WHAT IS REQUIRED
Output every line of the material exactly, omitting images.

-- BEGIN SUPPLIED MATERIAL --

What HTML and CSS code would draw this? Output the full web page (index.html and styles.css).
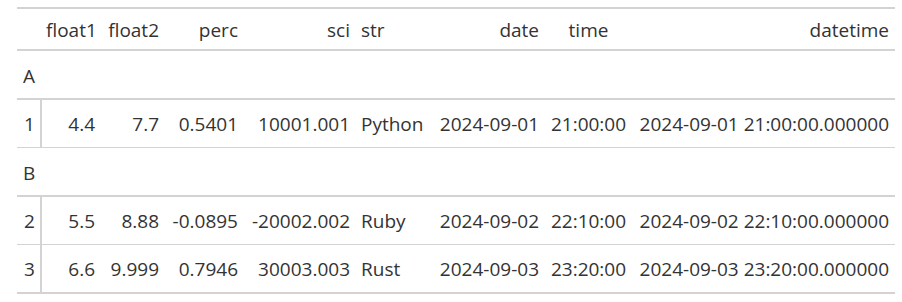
FILE: index.html
```html
<!DOCTYPE html>
<html>
<head>
<meta charset="utf-8">
<link rel="stylesheet" href="styles.css">
</head>
<body>
<div class="wrap">
<table class="gt">
  <colgroup>
    <col class="c-stub"><col class="c-f1"><col class="c-f2"><col class="c-perc"><col class="c-sci"><col class="c-str"><col class="c-date"><col class="c-time"><col class="c-dt">
  </colgroup>
  <thead>
    <tr class="head">
      <th class="stubhead"></th>
      <th class="r">float1</th>
      <th class="r">float2</th>
      <th class="r">perc</th>
      <th class="r">sci</th>
      <th class="l">str</th>
      <th class="r">date</th>
      <th class="c">time</th>
      <th class="r">datetime</th>
    </tr>
  </thead>
  <tbody>
    <tr class="group"><td colspan="9">A</td></tr>
    <tr class="row">
      <td class="stub">1</td>
      <td class="r">4.4</td><td class="r">7.7</td><td class="r">0.5401</td><td class="r">10001.001</td>
      <td class="l">Python</td><td class="r">2024-09-01</td><td class="c">21:00:00</td><td class="r">2024-09-01 21:00:00.000000</td>
    </tr>
    <tr class="group"><td colspan="9">B</td></tr>
    <tr class="row">
      <td class="stub">2</td>
      <td class="r">5.5</td><td class="r">8.88</td><td class="r">-0.0895</td><td class="r">-20002.002</td>
      <td class="l">Ruby</td><td class="r">2024-09-02</td><td class="c">22:10:00</td><td class="r">2024-09-02 22:10:00.000000</td>
    </tr>
    <tr class="row last">
      <td class="stub">3</td>
      <td class="r">6.6</td><td class="r">9.999</td><td class="r">0.7946</td><td class="r">30003.003</td>
      <td class="l">Rust</td><td class="r">2024-09-03</td><td class="c">23:20:00</td><td class="r">2024-09-03 23:20:00.000000</td>
    </tr>
  </tbody>
</table>
</div>
</body>
</html>
```

FILE: styles.css
```css
html, body {
  margin: 0;
  padding: 0;
  background: #ffffff;
}
.wrap {
  padding: 7px 0 0 17px;
}
.gt {
  border-collapse: collapse;
  table-layout: fixed;
  width: 878px;
  font-family: "Open Sans", "Noto Sans", sans-serif;
  font-size: 19px;
  color: #333333;
  border-top: 2px solid #D3D3D3;
  border-bottom: 2px solid #D3D3D3;
}
.c-stub { width: 24px; }
.c-f1 { width: 60px; }
.c-f2 { width: 64px; }
.c-perc { width: 79px; }
.c-sci { width: 112px; }
.c-str { width: 74px; }
.c-date { width: 115px; }
.c-time { width: 88px; }
.c-dt { width: 262px; }

.gt th, .gt td {
  padding: 0 6px 0 5px;
  white-space: nowrap;
  overflow: visible;
  font-weight: normal;
  line-height: 26px;
}
.head th {
  padding-top: 8px;
  padding-bottom: 6px;
  vertical-align: middle;
  border-bottom: 2px solid #D3D3D3;
}
.group td {
  padding: 12px 6px 9px 6px;
  border-bottom: 2px solid #D3D3D3;
}
.row td {
  padding-top: 11px;
  padding-bottom: 10px;
  border-bottom: 1px solid #D3D3D3;
}
.row.last td { border-bottom: 2px solid #D3D3D3; }
.row .stub {
  padding-left: 7px;
  border-right: 2px solid #D3D3D3;
}
.r { text-align: right; }
.l { text-align: left; }
.c { text-align: center; }
```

-- END SUPPLIED MATERIAL --

RESULT
What HTML and CSS code would draw this? Output the full web page (index.html and styles.css).
FILE: index.html
```html
<!DOCTYPE html>
<html>
<head>
<meta charset="utf-8">
<link rel="stylesheet" href="styles.css">
</head>
<body>
<div class="wrap">
<table class="gt">
  <colgroup>
    <col class="c-stub"><col class="c-f1"><col class="c-f2"><col class="c-perc"><col class="c-sci"><col class="c-str"><col class="c-date"><col class="c-time"><col class="c-dt">
  </colgroup>
  <thead>
    <tr class="head">
      <th class="stubhead"></th>
      <th class="r">float1</th>
      <th class="r">float2</th>
      <th class="r">perc</th>
      <th class="r">sci</th>
      <th class="l">str</th>
      <th class="r">date</th>
      <th class="c">time</th>
      <th class="r">datetime</th>
    </tr>
  </thead>
  <tbody>
    <tr class="group"><td colspan="9">A</td></tr>
    <tr class="row">
      <td class="stub">1</td>
      <td class="r">4.4</td><td class="r">7.7</td><td class="r">0.5401</td><td class="r">10001.001</td>
      <td class="l">Python</td><td class="r">2024-09-01</td><td class="c">21:00:00</td><td class="r">2024-09-01 21:00:00.000000</td>
    </tr>
    <tr class="group"><td colspan="9">B</td></tr>
    <tr class="row">
      <td class="stub">2</td>
      <td class="r">5.5</td><td class="r">8.88</td><td class="r">-0.0895</td><td class="r">-20002.002</td>
      <td class="l">Ruby</td><td class="r">2024-09-02</td><td class="c">22:10:00</td><td class="r">2024-09-02 22:10:00.000000</td>
    </tr>
    <tr class="row last">
      <td class="stub">3</td>
      <td class="r">6.6</td><td class="r">9.999</td><td class="r">0.7946</td><td class="r">30003.003</td>
      <td class="l">Rust</td><td class="r">2024-09-03</td><td class="c">23:20:00</td><td class="r">2024-09-03 23:20:00.000000</td>
    </tr>
  </tbody>
</table>
</div>
</body>
</html>
```

FILE: styles.css
```css
html, body {
  margin: 0;
  padding: 0;
  background: #ffffff;
}
.wrap {
  padding: 7px 0 0 17px;
}
.gt {
  border-collapse: collapse;
  table-layout: fixed;
  width: 878px;
  font-family: "Open Sans", "Noto Sans", sans-serif;
  font-size: 19px;
  color: #333333;
  border-top: 2px solid #D3D3D3;
  border-bottom: 2px solid #D3D3D3;
}
.c-stub { width: 24px; }
.c-f1 { width: 60px; }
.c-f2 { width: 64px; }
.c-perc { width: 79px; }
.c-sci { width: 112px; }
.c-str { width: 74px; }
.c-date { width: 115px; }
.c-time { width: 88px; }
.c-dt { width: 262px; }

.gt th, .gt td {
  padding: 0 6px 0 5px;
  white-space: nowrap;
  overflow: visible;
  font-weight: normal;
  line-height: 26px;
}
.head th {
  padding-top: 8px;
  padding-bottom: 6px;
  vertical-align: middle;
  border-bottom: 2px solid #D3D3D3;
}
.group td {
  padding: 12px 6px 9px 6px;
  border-bottom: 2px solid #D3D3D3;
}
.row td {
  padding-top: 11px;
  padding-bottom: 10px;
  border-bottom: 1px solid #D3D3D3;
}
.row.last td { border-bottom: 2px solid #D3D3D3; }
.row .stub {
  padding-left: 7px;
  border-right: 2px solid #D3D3D3;
}
.r { text-align: right; }
.l { text-align: left; }
.c { text-align: center; }
```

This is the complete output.